8 SIGNS YOU ARE YOUR WORST ENEMY!
1) Tunnel Vision
“Small thoughts easily fit in a closed mind, big thoughts require an open one” ~Roy H Williams. Imagine if everyone had tunnel vision in this world, we would be robbed of so many great discoveries and advancements. Tunnel vision is living like a frog in the well. People with tunnel vision are resistant to change, experimenting with new ideas and exploring new boundaries. Limiting oneself is one of biggest roadblocks to exponential growth. Brainstorming, sharing different perspectives, challenging each other’s ideas, learning from various experiences, being inspired is how this world has progressed by leaps and bounds. Keeping an open mind and exploring beyond the ordinary will present more opportunities.
2) Self- Critical
It is a healthy habit to be our own critic as it helps evaluate ourselves as an individual. Although when done excessively it can be extremely damaging. Kelly McGonigal at Stanford University has found that self-criticism is far more destructive than helpful. Research that followed hundreds of people trying to meet a wide range of goals—from losing weight to pursuing academic goals and improving social relationships or job performance—the researchers found that the more people criticized themselves, the slower their progress over time, and the less likely they were to achieve their goal.

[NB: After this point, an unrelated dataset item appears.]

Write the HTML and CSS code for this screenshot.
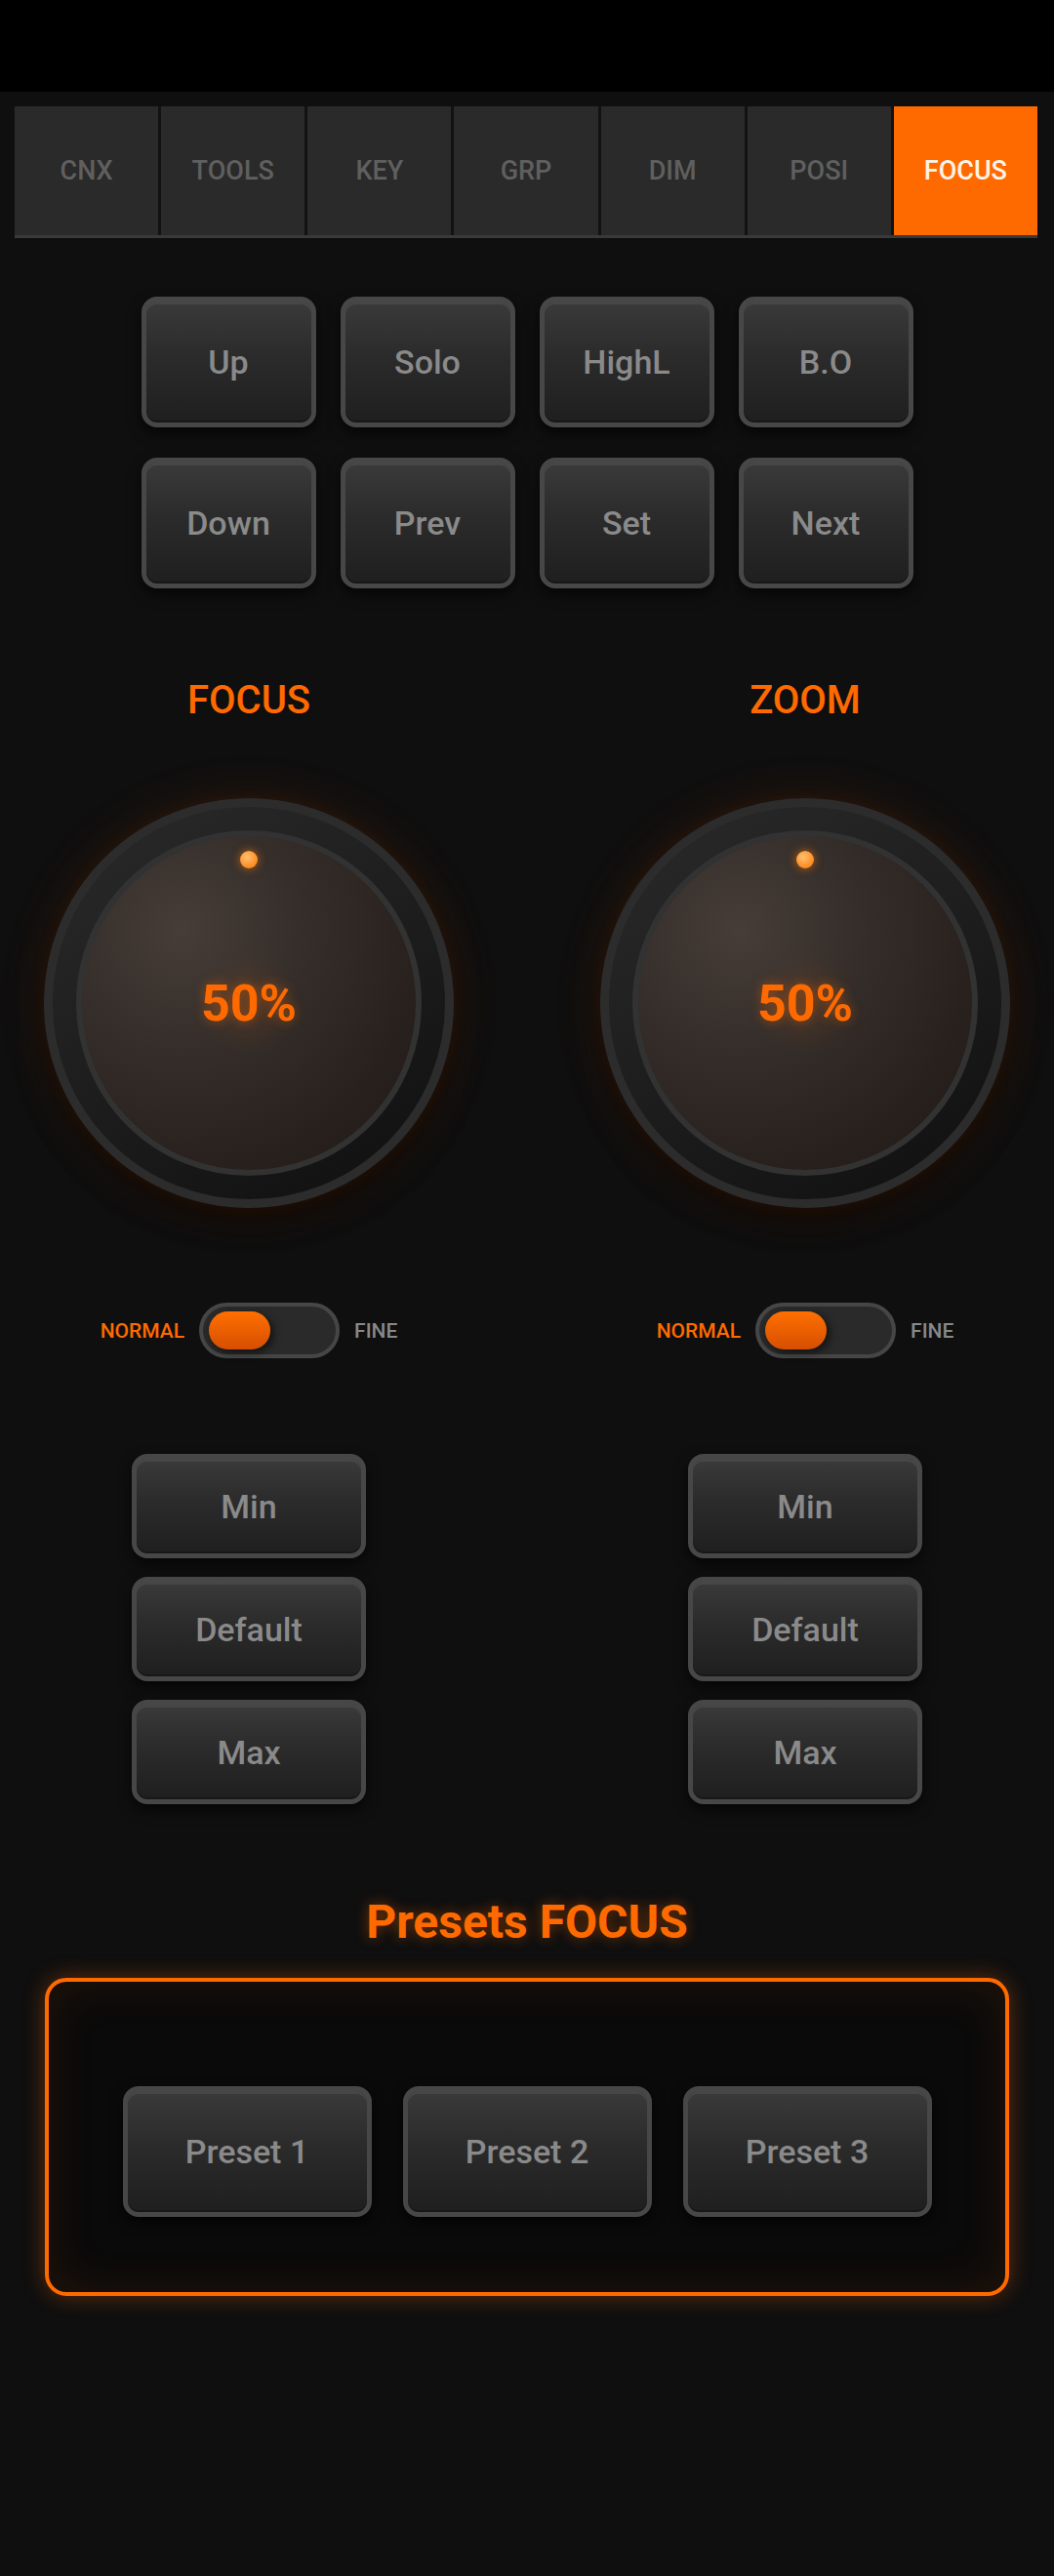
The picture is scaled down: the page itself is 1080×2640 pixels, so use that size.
FILE: index.html
```html
<!DOCTYPE html>
<html lang="en">
<head>
<meta charset="utf-8">
<title>Focus</title>
<link rel="stylesheet" href="styles.css">
</head>
<body>
<div class="statusbar"></div>
<nav class="tabs">
  <div class="tab">CNX</div>
  <div class="tab">TOOLS</div>
  <div class="tab">KEY</div>
  <div class="tab">GRP</div>
  <div class="tab">DIM</div>
  <div class="tab">POSI</div>
  <div class="tab active">FOCUS</div>
</nav>

<section class="pad-grid">
  <button class="btn btn-sq">Up</button>
  <button class="btn btn-sq">Solo</button>
  <button class="btn btn-sq">HighL</button>
  <button class="btn btn-sq">B.O</button>
  <button class="btn btn-sq">Down</button>
  <button class="btn btn-sq">Prev</button>
  <button class="btn btn-sq">Set</button>
  <button class="btn btn-sq">Next</button>
</section>

<section class="knobs">
  <div class="knob-col">
    <div class="knob-label">FOCUS</div>
    <div class="knob">
      <div class="face">
        <span class="dot"></span>
        <span class="value">50%</span>
      </div>
    </div>
    <div class="mode">
      <span class="mode-on">NORMAL</span>
      <span class="track"><span class="thumb"></span></span>
      <span class="mode-off">FINE</span>
    </div>
    <div class="limits">
      <button class="btn btn-wide">Min</button>
      <button class="btn btn-wide">Default</button>
      <button class="btn btn-wide">Max</button>
    </div>
  </div>
  <div class="knob-col">
    <div class="knob-label">ZOOM</div>
    <div class="knob">
      <div class="face">
        <span class="dot"></span>
        <span class="value">50%</span>
      </div>
    </div>
    <div class="mode">
      <span class="mode-on">NORMAL</span>
      <span class="track"><span class="thumb"></span></span>
      <span class="mode-off">FINE</span>
    </div>
    <div class="limits">
      <button class="btn btn-wide">Min</button>
      <button class="btn btn-wide">Default</button>
      <button class="btn btn-wide">Max</button>
    </div>
  </div>
</section>

<h2 class="presets-title">Presets FOCUS</h2>
<section class="presets">
  <button class="btn btn-preset">Preset 1</button>
  <button class="btn btn-preset">Preset 2</button>
  <button class="btn btn-preset">Preset 3</button>
</section>
</body>
</html>
```
FILE: styles.css
```css
* { box-sizing: border-box; }

html, body {
  margin: 0;
  padding: 0;
  background: #0f0f0f;
  font-family: Roboto, "Noto Sans", sans-serif;
  width: 1080px;
  min-height: 2640px;
}

.statusbar {
  height: 94px;
  background: #000;
}

.tabs {
  display: flex;
  gap: 3px;
  margin: 15px 17px 0 15px;
  background: #121212;
  border-bottom: 3px solid #393939;
}

.tab {
  flex: 1 1 0;
  height: 132px;
  background: #2a2a2a;
  color: #5f5f5f;
  font-size: 27px;
  font-weight: 500;
  display: flex;
  align-items: center;
  justify-content: center;
}

.tab.active {
  background: #ff6a00;
  color: #fff4ea;
}

.btn {
  font-family: Roboto, "Noto Sans", sans-serif;
  font-weight: 500;
  font-size: 34px;
  color: #8a8a8a;
  background: linear-gradient(180deg, #3a3a3a 0%, #2b2b2b 45%, #1f1f1f 100%);
  border: 5px solid #474747;
  border-radius: 16px;
  box-shadow: inset 0 3px 0 rgba(255,255,255,0.07), inset 0 -2px 0 rgba(0,0,0,0.25), 0 6px 14px rgba(0,0,0,0.65);
  padding: 0;
  display: flex;
  align-items: center;
  justify-content: center;
}

.pad-grid {
  display: grid;
  grid-template-columns: repeat(4, 179px);
  grid-auto-rows: 134px;
  column-gap: 25px;
  row-gap: 31px;
  justify-content: center;
  margin-top: 60px;
}

.btn-sq { width: 179px; height: 134px; }

.knobs {
  display: flex;
  justify-content: space-between;
  padding: 0 45px;
  margin-top: 95px;
}

.knob-col {
  width: 420px;
  display: flex;
  flex-direction: column;
  align-items: center;
}

.knob-label {
  color: #ff6a00;
  font-size: 40px;
  line-height: 40px;
  font-weight: 500;
  margin-bottom: 80px;
}

.knob {
  width: 420px;
  height: 420px;
  border-radius: 50%;
  border: 9px solid #2c2c2c;
  background: linear-gradient(150deg, #2a2a2a 0%, #1c1c1c 55%, #0f0f0f 100%);
  box-shadow: 0 0 50px rgba(255,106,0,0.13), 0 0 18px rgba(255,106,0,0.06), 0 12px 30px rgba(0,0,0,0.7);
  display: flex;
  align-items: center;
  justify-content: center;
}

.face {
  position: relative;
  width: 354px;
  height: 354px;
  border-radius: 50%;
  border: 6px solid #323232;
  background:
    radial-gradient(circle at 50% 50%, rgba(255,106,0,0.10) 0%, rgba(255,106,0,0) 22%),
    radial-gradient(circle at 30% 28%, #463d38 0%, #352e2a 35%, #28211d 70%, #1f1915 100%);
  display: flex;
  align-items: center;
  justify-content: center;
}

.dot {
  position: absolute;
  top: 15px;
  left: 50%;
  width: 18px;
  height: 18px;
  margin-left: -9px;
  border-radius: 50%;
  background: radial-gradient(circle at 40% 35%, #ffc070 0%, #ff9530 55%, #ff7a10 100%);
  box-shadow: 0 0 10px rgba(255,120,0,0.7);
}

.value {
  color: #ff6a00;
  font-size: 52px;
  font-weight: 700;
  text-shadow: 0 0 12px rgba(255,106,0,0.45);
}

.mode {
  display: flex;
  align-items: center;
  gap: 15px;
  margin-top: 97px;
}

.mode-on, .mode-off {
  font-size: 21px;
  font-weight: 500;
}

.mode-on { color: #ff6a00; }
.mode-off { color: #888; }

.track {
  width: 144px;
  height: 57px;
  border-radius: 29px;
  border: 4px solid #464646;
  background: #2a2a2a;
  padding: 5px 6px;
  display: flex;
  align-items: center;
}

.thumb {
  width: 63px;
  height: 39px;
  border-radius: 20px;
  background: linear-gradient(180deg, #ff7000 0%, #d64e00 100%);
  box-shadow: 3px 3px 8px rgba(0,0,0,0.6);
}

.limits {
  display: flex;
  flex-direction: column;
  gap: 19px;
  margin-top: 98px;
}

.btn-wide { width: 240px; height: 107px; }

.presets-title {
  margin: 97px 0 0;
  text-align: center;
  color: #ff6a00;
  font-size: 48px;
  line-height: 48px;
  font-weight: 700;
  text-shadow: 0 0 14px rgba(255,106,0,0.45);
}

.presets {
  margin: 33px 46px 0;
  height: 326px;
  border: 4px solid #ff6a00;
  border-radius: 22px;
  background: #0a0a0a;
  box-shadow: 0 0 22px rgba(255,106,0,0.35), inset 0 0 50px rgba(255,106,0,0.10);
  display: flex;
  justify-content: center;
  align-items: flex-start;
  gap: 32px;
  padding-top: 107px;
}

.btn-preset { width: 255px; height: 134px; }
```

3) Taking Health for Granted
People realize the importance of good health only once they get a rude ‘wake-up’ call. Good health is a blessing and it can turn into a curse in no time. They abuse their bodies by eating unhealthy foods, bad habits, a sedentary lifestyle, and stress. This invokes a cycle of doctor visits, trying to find the cause of their illnesses, which could have easily been avoided had they taken really good care and nurtured their health from the beginning. Taking their health for granted is a choice they make every day.
4) Too Many Expectations
Sometimes people expect others to give them things that they should be working hard for. People with high expectations wait for circumstances to align or people to change their life. They always rely on others for their needs which is a recipe for huge disappointments. The more they expect, they lose control over their lives. They may always feel constantly let down, dissatisfied, lonely, betrayed and unhappy. These feelings, in turn, have a very negative impact on their mental well-being and it continues to be a vicious cycle.
5) Bad-Listening Skills
We know that annoying moment, when we shared something important, only to realize the other person was barely listening? We all have frustrating moments with bad listeners, where we never feel heard or understood. This serves as a big barrier in relationships as communicating effectively becomes a challenge. In one survey, a group of adults were asked which communication skills were most important in family and social settings, listening was ranked first. It is extremely important for bad listeners to make a conscious effort to listen and give others a chance to express without interrupting them so that they can understand them better, know how they feel and respond effectively.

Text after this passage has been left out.